According to a February 2017 telephone poll of 1,000 likely Democratic primary voters fielded by Republican firm OnMessage Inc. and commissioned by AAN, which is tied to the Congressional Leadership Fund super PAC dedicated to House Republicans, Democratic voters in every age group, every gender, and every race viewed socialism favorably. Among the age 45 and under group, socialism was preferred to capitalism by a margin of 46% to 19%.
Although the polls favor socialism, the U.S. doesn’t have a socialist movement. Two reasons for this is a lack of a strong, organized labor movement and a lingering mindset in society, left over from the days of the Cold War, of American capitalist supremacy over socialism.
As for the first obstacle, the widening wealth inequality and the severe job losses under the Obama administration has created a greater desire among the non-white working class to build up the labor unions.
As for the second one, the identity politics of the Democratic Party will eventually create enough disaffected minority voters to reject the mindset of capitalism over socialism, eliminating the social stigma surrounding it in the process.
That leaves one remaining obstacle.

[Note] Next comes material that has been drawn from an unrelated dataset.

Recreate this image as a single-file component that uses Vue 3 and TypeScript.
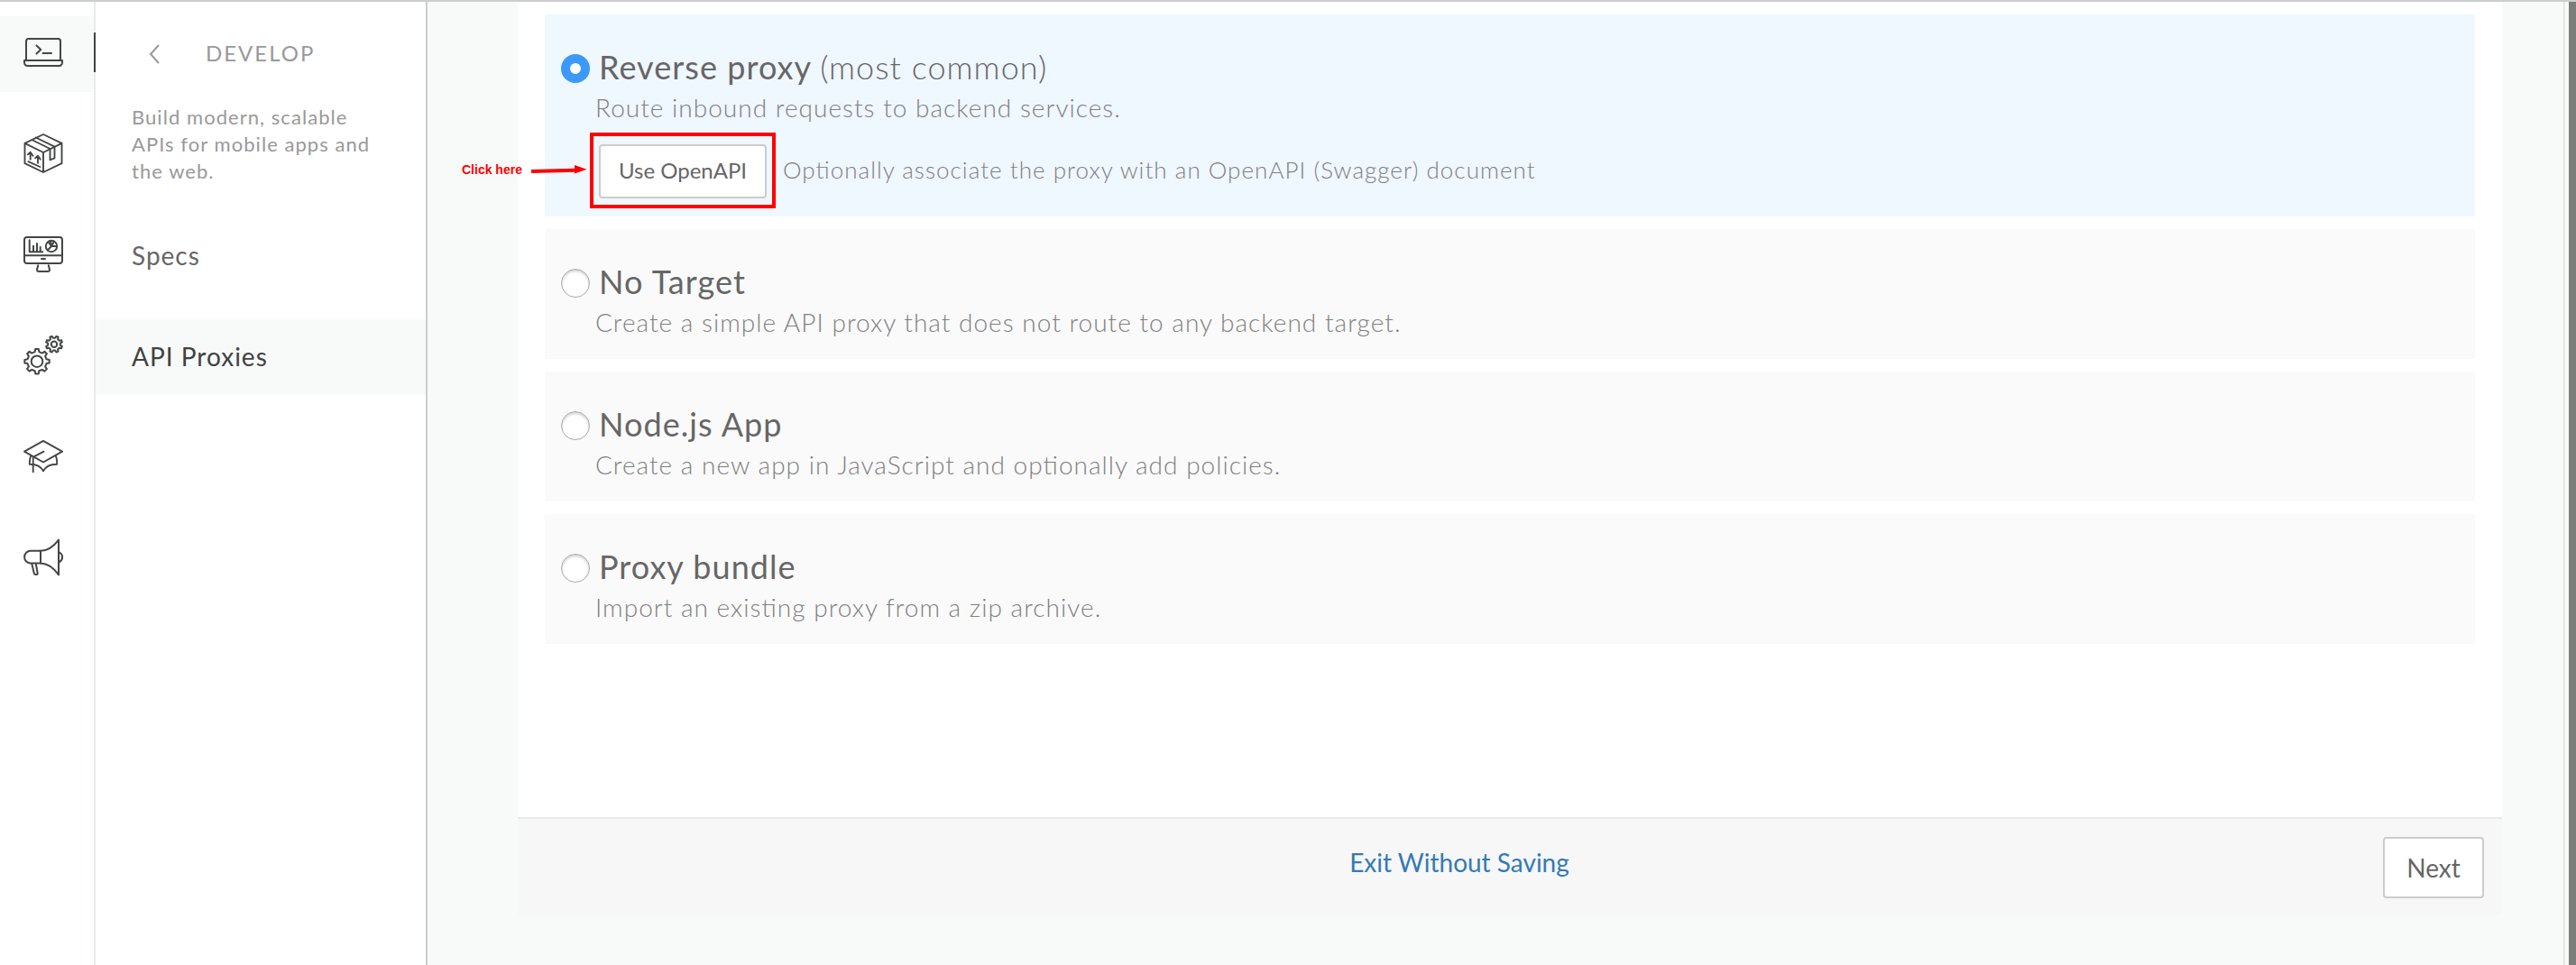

The greatest obstacle preventing the minority Democrats from joining the socialist movement is simply their lack of understanding of its true ideology. A CBS/New York Times survey found that only 16% of Millennials could accurately define socialism, and only 30% of Americans over the age of 30 could.
When the number of minority Democratic voters and Millennials rejecting capitalism exceeds the number who believe in it, charismatic politicians will emerge, eloquently extolling the virtues of socialism and revealing its true ideology. Once these voters understand socialism, they will leave the Democratic Party and flock to the socialist movement in large numbers.